EXERCISE BRIEF: Find every line in the records below that holds the word "with" and copy it.

EXERCISE MATERIALS:
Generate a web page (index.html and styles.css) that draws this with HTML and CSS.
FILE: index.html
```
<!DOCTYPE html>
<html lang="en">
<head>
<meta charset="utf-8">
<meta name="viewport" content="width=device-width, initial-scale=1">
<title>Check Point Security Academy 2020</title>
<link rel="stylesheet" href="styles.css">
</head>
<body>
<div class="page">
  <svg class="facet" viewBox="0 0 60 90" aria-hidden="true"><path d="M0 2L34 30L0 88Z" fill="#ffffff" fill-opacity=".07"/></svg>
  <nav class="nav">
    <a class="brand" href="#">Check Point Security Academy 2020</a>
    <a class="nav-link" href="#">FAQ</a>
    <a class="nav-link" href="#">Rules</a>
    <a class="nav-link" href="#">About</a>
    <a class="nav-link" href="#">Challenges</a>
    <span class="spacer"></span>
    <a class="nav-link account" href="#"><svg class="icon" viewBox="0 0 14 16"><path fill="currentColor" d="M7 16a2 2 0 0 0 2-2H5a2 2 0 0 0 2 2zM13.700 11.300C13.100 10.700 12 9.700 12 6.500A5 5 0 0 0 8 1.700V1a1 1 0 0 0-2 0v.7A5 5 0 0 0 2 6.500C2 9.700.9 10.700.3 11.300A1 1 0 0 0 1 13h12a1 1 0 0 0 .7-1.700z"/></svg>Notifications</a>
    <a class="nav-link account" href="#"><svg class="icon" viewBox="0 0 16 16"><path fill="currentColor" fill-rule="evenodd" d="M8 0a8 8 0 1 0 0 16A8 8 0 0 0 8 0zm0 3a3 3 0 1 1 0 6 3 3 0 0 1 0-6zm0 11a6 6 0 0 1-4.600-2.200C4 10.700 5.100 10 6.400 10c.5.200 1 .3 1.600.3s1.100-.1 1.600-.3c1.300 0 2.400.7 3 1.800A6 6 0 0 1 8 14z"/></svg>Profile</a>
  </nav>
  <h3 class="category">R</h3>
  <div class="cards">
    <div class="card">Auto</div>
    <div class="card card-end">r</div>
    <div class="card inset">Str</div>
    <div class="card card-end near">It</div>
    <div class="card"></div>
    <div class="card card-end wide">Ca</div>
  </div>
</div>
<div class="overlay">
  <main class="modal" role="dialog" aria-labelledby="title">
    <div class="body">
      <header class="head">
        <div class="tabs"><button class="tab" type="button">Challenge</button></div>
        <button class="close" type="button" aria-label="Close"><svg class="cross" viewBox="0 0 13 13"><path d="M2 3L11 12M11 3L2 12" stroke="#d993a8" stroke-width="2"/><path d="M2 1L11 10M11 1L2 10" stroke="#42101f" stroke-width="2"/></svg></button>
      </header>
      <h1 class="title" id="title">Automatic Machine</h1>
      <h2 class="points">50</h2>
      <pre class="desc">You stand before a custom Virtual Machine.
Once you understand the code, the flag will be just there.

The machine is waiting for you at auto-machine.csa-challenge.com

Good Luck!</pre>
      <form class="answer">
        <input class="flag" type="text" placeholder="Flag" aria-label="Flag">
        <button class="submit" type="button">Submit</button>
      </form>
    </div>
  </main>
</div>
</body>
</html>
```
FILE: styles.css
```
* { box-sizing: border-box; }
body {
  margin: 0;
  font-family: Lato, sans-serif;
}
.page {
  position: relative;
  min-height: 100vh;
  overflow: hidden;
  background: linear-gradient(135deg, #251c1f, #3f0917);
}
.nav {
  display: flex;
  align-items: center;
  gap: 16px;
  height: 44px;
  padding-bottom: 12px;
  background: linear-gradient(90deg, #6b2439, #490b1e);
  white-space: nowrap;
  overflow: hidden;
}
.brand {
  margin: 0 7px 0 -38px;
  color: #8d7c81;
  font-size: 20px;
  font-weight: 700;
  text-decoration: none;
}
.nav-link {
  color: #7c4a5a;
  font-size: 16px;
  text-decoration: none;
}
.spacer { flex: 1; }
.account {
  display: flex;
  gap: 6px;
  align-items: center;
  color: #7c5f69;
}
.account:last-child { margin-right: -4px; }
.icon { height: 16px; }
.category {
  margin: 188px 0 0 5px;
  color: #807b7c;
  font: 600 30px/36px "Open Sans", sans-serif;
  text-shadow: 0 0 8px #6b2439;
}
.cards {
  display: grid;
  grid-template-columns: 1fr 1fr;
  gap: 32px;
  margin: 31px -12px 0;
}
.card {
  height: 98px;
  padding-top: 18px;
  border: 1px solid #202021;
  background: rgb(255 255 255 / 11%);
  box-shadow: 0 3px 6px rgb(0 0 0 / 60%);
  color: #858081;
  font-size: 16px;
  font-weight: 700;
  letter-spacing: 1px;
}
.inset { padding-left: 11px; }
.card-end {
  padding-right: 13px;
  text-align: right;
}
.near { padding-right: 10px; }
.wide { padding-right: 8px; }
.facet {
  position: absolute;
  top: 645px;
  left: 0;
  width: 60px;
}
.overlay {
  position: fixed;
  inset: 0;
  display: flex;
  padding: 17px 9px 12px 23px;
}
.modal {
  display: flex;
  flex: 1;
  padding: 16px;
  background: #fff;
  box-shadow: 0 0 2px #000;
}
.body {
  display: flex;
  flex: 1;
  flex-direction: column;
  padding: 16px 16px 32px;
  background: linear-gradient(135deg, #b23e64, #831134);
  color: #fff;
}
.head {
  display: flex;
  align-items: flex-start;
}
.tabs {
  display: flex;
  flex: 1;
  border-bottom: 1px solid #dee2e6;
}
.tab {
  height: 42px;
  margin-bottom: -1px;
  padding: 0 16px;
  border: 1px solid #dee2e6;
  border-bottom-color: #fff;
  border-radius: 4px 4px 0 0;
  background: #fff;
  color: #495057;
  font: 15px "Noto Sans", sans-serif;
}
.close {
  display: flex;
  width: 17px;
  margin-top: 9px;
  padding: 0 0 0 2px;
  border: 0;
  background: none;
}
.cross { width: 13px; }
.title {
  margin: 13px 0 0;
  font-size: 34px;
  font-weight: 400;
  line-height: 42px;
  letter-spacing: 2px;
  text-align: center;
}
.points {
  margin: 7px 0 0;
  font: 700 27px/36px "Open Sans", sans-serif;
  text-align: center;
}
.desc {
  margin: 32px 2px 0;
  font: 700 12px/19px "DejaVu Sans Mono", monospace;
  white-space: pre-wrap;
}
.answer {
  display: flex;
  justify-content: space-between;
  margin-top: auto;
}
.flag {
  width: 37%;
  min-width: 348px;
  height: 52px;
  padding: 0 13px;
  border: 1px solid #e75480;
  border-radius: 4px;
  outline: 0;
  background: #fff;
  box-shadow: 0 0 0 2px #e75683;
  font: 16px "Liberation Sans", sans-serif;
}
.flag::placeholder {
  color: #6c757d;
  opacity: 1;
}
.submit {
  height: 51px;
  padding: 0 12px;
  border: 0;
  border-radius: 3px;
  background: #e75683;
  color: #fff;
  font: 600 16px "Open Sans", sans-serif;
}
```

--

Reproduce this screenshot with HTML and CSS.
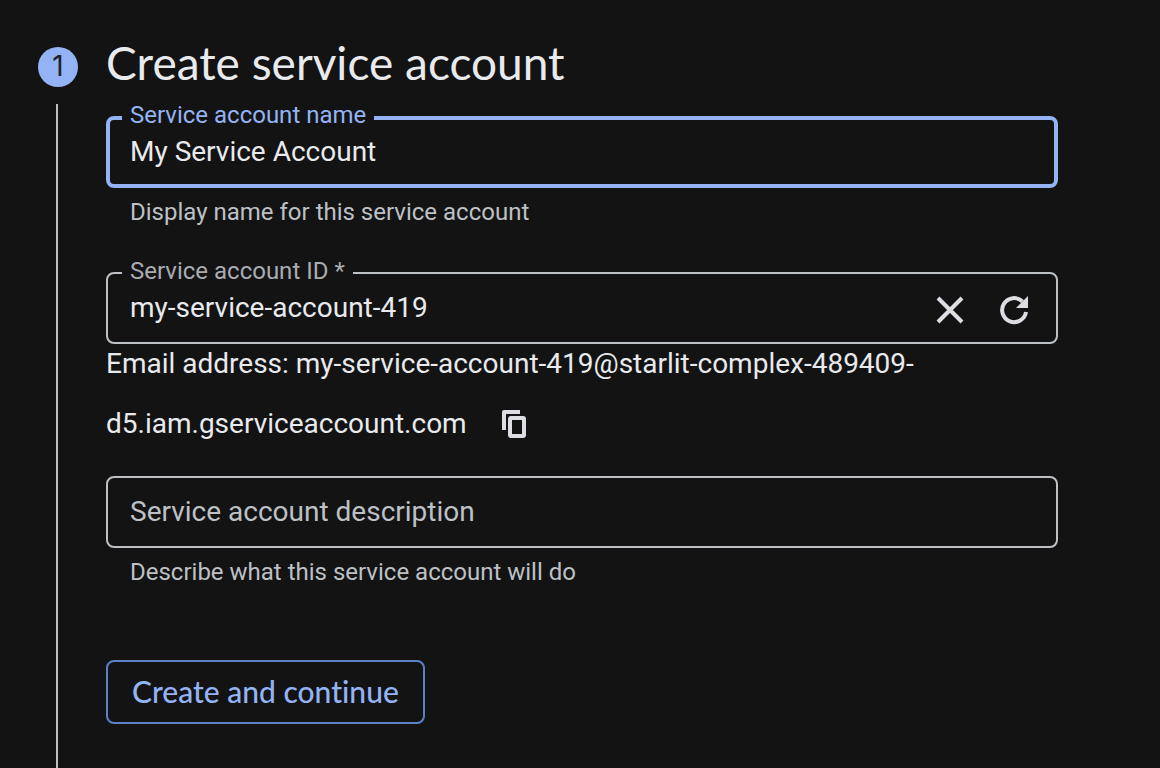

ANSWER TO THIS PROBLEM:
Generate a web page (index.html and styles.css) that draws this with HTML and CSS.
Reproduce this screenshot with HTML and CSS.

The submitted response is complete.